En ce qui concerne les Benzodiazépines et médicaments apparentés, tels que le Zolpidem (Stilnox®) ou la Zopiclone (Imovane®), cette découverte permet d’expliquer leurs effets indésirables paradoxaux. La présence dans ces molécules du squelette pharmacophore de l’hormone de la veille, qui augmente la vigilance, explique pourquoi les deux principaux effets indésirables de ces médicaments prescrits comme hypnotiques et anxiolytiques sont : insomnie importante et anxiété importante. Ce qui est un comble pour des somnifères et des tranquillisants.

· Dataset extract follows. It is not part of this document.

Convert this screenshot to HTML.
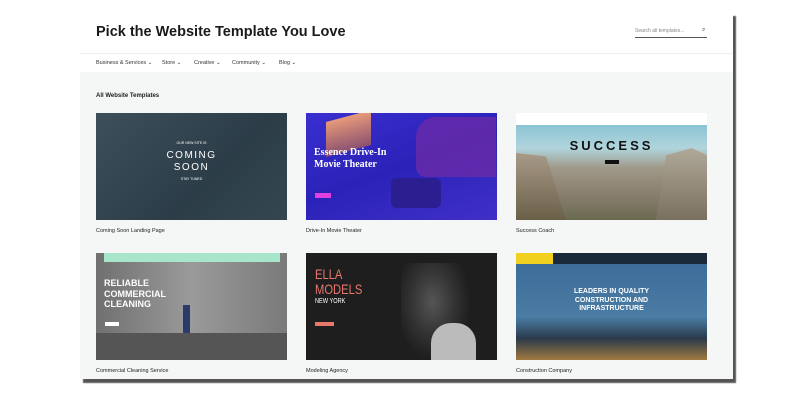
<!DOCTYPE html>
<html><head><meta charset="utf-8"><style>
*{margin:0;padding:0;box-sizing:border-box}
body{width:800px;height:400px;background:#fff;position:relative;overflow:hidden;font-family:"Liberation Sans",sans-serif;color:#222}
.a{position:absolute}
.page{left:80px;top:12px;width:653px;height:367px;background:#f5f6f6;box-shadow:3px 4px 1px #555}
.hdr{left:80px;top:12px;width:653px;height:60px;background:#fff}
.t{font-size:14.5px;font-weight:bold;color:#1a1a1a;left:96px;top:24px}
.nav{font-size:5.5px;color:#333;top:60px}
.img{overflow:hidden}
.lbl{font-size:5.5px;color:#222}
.w{color:#fff;font-weight:bold;text-align:center}
</style></head><body>
<div class="a page"></div>
<div class="a hdr"></div>
<div class="a" style="left:80px;top:53px;width:653px;height:1px;background:#eee"></div>
<div class="a t">Pick the Website Template You Love</div>
<div class="a" style="left:635px;top:28px;font-size:5px;color:#888">Search all templates...</div>
<div class="a" style="left:702px;top:27px;font-size:6px;color:#333">⌕</div>
<div class="a" style="left:635px;top:37px;width:72px;height:1px;background:#555"></div>
<div class="a nav" style="left:96px">Business &amp; Services ⌄</div>
<div class="a nav" style="left:162px">Store ⌄</div>
<div class="a nav" style="left:194px">Creative ⌄</div>
<div class="a nav" style="left:232px">Community ⌄</div>
<div class="a nav" style="left:279px">Blog ⌄</div>
<div class="a" style="left:96px;top:93px;font-size:6px;font-weight:bold">All Website Templates</div>

<div class="a img" style="left:96px;top:113px;width:191px;height:107px;background:linear-gradient(135deg,#3c4f5a,#2c3d48 60%,#34474f)">
 <div class="a w" style="left:0;top:28px;width:191px;font-size:3.5px;font-weight:normal">OUR NEW SITE IS</div>
 <div class="a w" style="left:0;top:37px;width:191px;font-size:10px;font-weight:normal;letter-spacing:1.5px;line-height:12px">COMING<br>SOON</div>
 <div class="a w" style="left:0;top:64px;width:191px;font-size:3.5px;font-weight:normal">STAY TUNED</div>
</div>
<div class="a img" style="left:306px;top:113px;width:191px;height:107px;background:linear-gradient(160deg,#3a2fd0,#2a22b8 50%,#4030c8)">
 <div class="a" style="left:110px;top:4px;width:80px;height:60px;background:#6a2aa8;border-radius:20px 0 0 10px;opacity:.8"></div>
 <div class="a" style="left:20px;top:3px;width:45px;height:35px;background:linear-gradient(#e89a7a,#8a5070);transform:skewY(-15deg)"></div>
 <div class="a" style="left:8px;top:34px;color:#fff;font-family:'Liberation Serif',serif;font-weight:bold;font-size:10px;line-height:12px">Essence Drive-In<br>Movie Theater</div>
 <div class="a" style="left:9px;top:80px;width:16px;height:5px;background:#e040e0"></div>
 <div class="a" style="left:85px;top:65px;width:50px;height:30px;background:#2a1e90;border-radius:6px"></div>
</div>
<div class="a img" style="left:516px;top:113px;width:191px;height:107px;background:linear-gradient(#fff 0,#fff 12px,#8cc4d4 12px,#b0d4dc 35px,#a09888 55px,#8a8070 80px,#6a6a50)">
 <div class="a" style="left:0;top:40px;width:50px;height:67px;background:linear-gradient(#a89a88,#6a6048);clip-path:polygon(0 0,60% 5%,100% 100%,0 100%)"></div>
 <div class="a" style="left:140px;top:35px;width:51px;height:72px;background:linear-gradient(#b0a898,#7a7060);clip-path:polygon(20% 10%,70% 0,100% 10%,100% 100%,0 100%)"></div>
 <div class="a" style="left:0;top:25px;width:191px;text-align:center;font-size:13px;font-weight:bold;letter-spacing:3px;color:#111">SUCCESS</div>
 <div class="a" style="left:89px;top:47px;width:14px;height:4px;background:#111"></div>
</div>
<div class="a lbl" style="left:96px;top:228px">Coming Soon Landing Page</div>
<div class="a lbl" style="left:306px;top:228px">Drive-In Movie Theater</div>
<div class="a lbl" style="left:516px;top:228px">Success Coach</div>

<div class="a img" style="left:96px;top:253px;width:191px;height:107px;background:linear-gradient(90deg,#707070,#9a9a9a 50%,#7a7a7a);">
 <div class="a" style="left:8px;top:0;width:176px;height:9px;background:#a8e6cc"></div>
 <div class="a" style="left:0;top:80px;width:191px;height:27px;background:#555"></div>
 <div class="a w" style="left:8px;top:25px;text-align:left;font-size:9px;line-height:10.5px">RELIABLE<br>COMMERCIAL<br>CLEANING</div>
 <div class="a" style="left:9px;top:69px;width:14px;height:4px;background:#fff"></div>
 <div class="a" style="left:87px;top:52px;width:7px;height:28px;background:#2a3a6a"></div>
</div>
<div class="a img" style="left:306px;top:253px;width:191px;height:107px;background:#1e1e1e">
 <div class="a" style="left:95px;top:10px;width:70px;height:97px;background:radial-gradient(ellipse at 45% 40%,#555 0,#333 40%,#1e1e1e 70%)"></div>
 <div class="a" style="left:125px;top:70px;width:45px;height:37px;background:#bbb;border-radius:20px 20px 0 0"></div>
 <div class="a" style="left:9px;top:14px;color:#e8776c;font-size:14px;line-height:15px;transform:scaleX(.8);transform-origin:left">ELLA<br>MODELS</div>
 <div class="a" style="left:9px;top:45px;color:#fff;font-size:7px;transform:scaleX(.8);transform-origin:left">NEW YORK</div>
 <div class="a" style="left:9px;top:69px;width:19px;height:4px;background:#e8776c"></div>
</div>
<div class="a img" style="left:516px;top:253px;width:191px;height:107px;background:linear-gradient(#3a6a98,#4a7ca4 60%,#2a3a4a 80%,#a07a40)">
 <div class="a" style="left:0;top:0;width:191px;height:11px;background:#1a2a3a"></div>
 <div class="a" style="left:0;top:0;width:37px;height:11px;background:#f2d020"></div>
 <div class="a w" style="left:0;top:35px;width:191px;font-size:7px;line-height:8.5px">LEADERS IN QUALITY<br>CONSTRUCTION AND<br>INFRASTRUCTURE</div>
</div>
<div class="a lbl" style="left:96px;top:368px">Commercial Cleaning Service</div>
<div class="a lbl" style="left:306px;top:368px">Modeling Agency</div>
<div class="a lbl" style="left:516px;top:368px">Construction Company</div>
</body></html>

H.J. – De nombreuses personnes auront besoin d’être traitées, mais de quelle façon : en comprimés, en patch, en injection ?

J.B. F. – Le mode et la voie d’administration du 6-méthoxy-harmatan et de la Valentonine doivent permettre de reproduire les cinétiques de leurs libérations dans la circulation sanguine par la glande pinéale, entre 22 h et 6 h du matin. Ce qui n’est pas possible par voie orale. En pratique l’administration par voie transdermique, donc par patch collé sur la peau est la meilleure.

H.J. – Au fond cela correspond à un traitement hormonal substitutif des hormones de la veille et du sommeil.

J.B. F. – Exactement

H.J. – Penses-tu que nos infirmières qui travaillent la nuit inversent leurs sécrétions hormonales ?

J.B. F. – Non !

Chez ces infirmières, le noyau suprachiasmatique, leur horloge biologique qui va adapter leur mode de vie au rythme veille-sommeil, va décaler la sécrétion pinéale des trois hormones en la déclenchant à l’heure où elles se couchent.

Un très grand merci, très cher ami, de me permettre d’informer en priorité près des 600 000 personnes qui reçoivent ma lettre hebdomadaire et qui auront à cœur de la diffuser autour d’eux. Cette découverte va faire couler beaucoup d’encre, celle des scientifiques dont certains sont ébahis et admiratifs, d’autres plus circonspects. Tu sauras les convaincre avec les arguments scientifiques à l’origine de cette découverte.

Et vous, mes chers lecteurs, sachez que dès le jeudi 28 avril, vous pourrez visiter le site www.fonds-soeur-josefa.org.

Il s’agit du Fonds de dotation « Soeur Josefa Menéndez », présidé par le professeur Jean Bernard Fourtillan. Les sommes récoltées par ce Fonds serviront à l’amélioration et au développement des affections neurologiques, ainsi qu’à d’autres applications thérapeutiques de cette découverte, possiblement en cancérologie. C’est pourquoi j’en ai accepté la vice-présidence bénévolement.

Bien à vous,

Professeur Henri Joyeux

 

Sources :

[1] Pour les spécialistes, le diéthylamide de l’acide lysergique – de l’allemand ”Lysergsäurediethylamid” – est un psychotrope hallucinogène

[2] Dans mon laboratoire privé du centre de recherche biomédicale CEMAF nous étions spécialisés dans les techniques de couplage de la chromatographie gazeuse avec la spectrométrie de masse.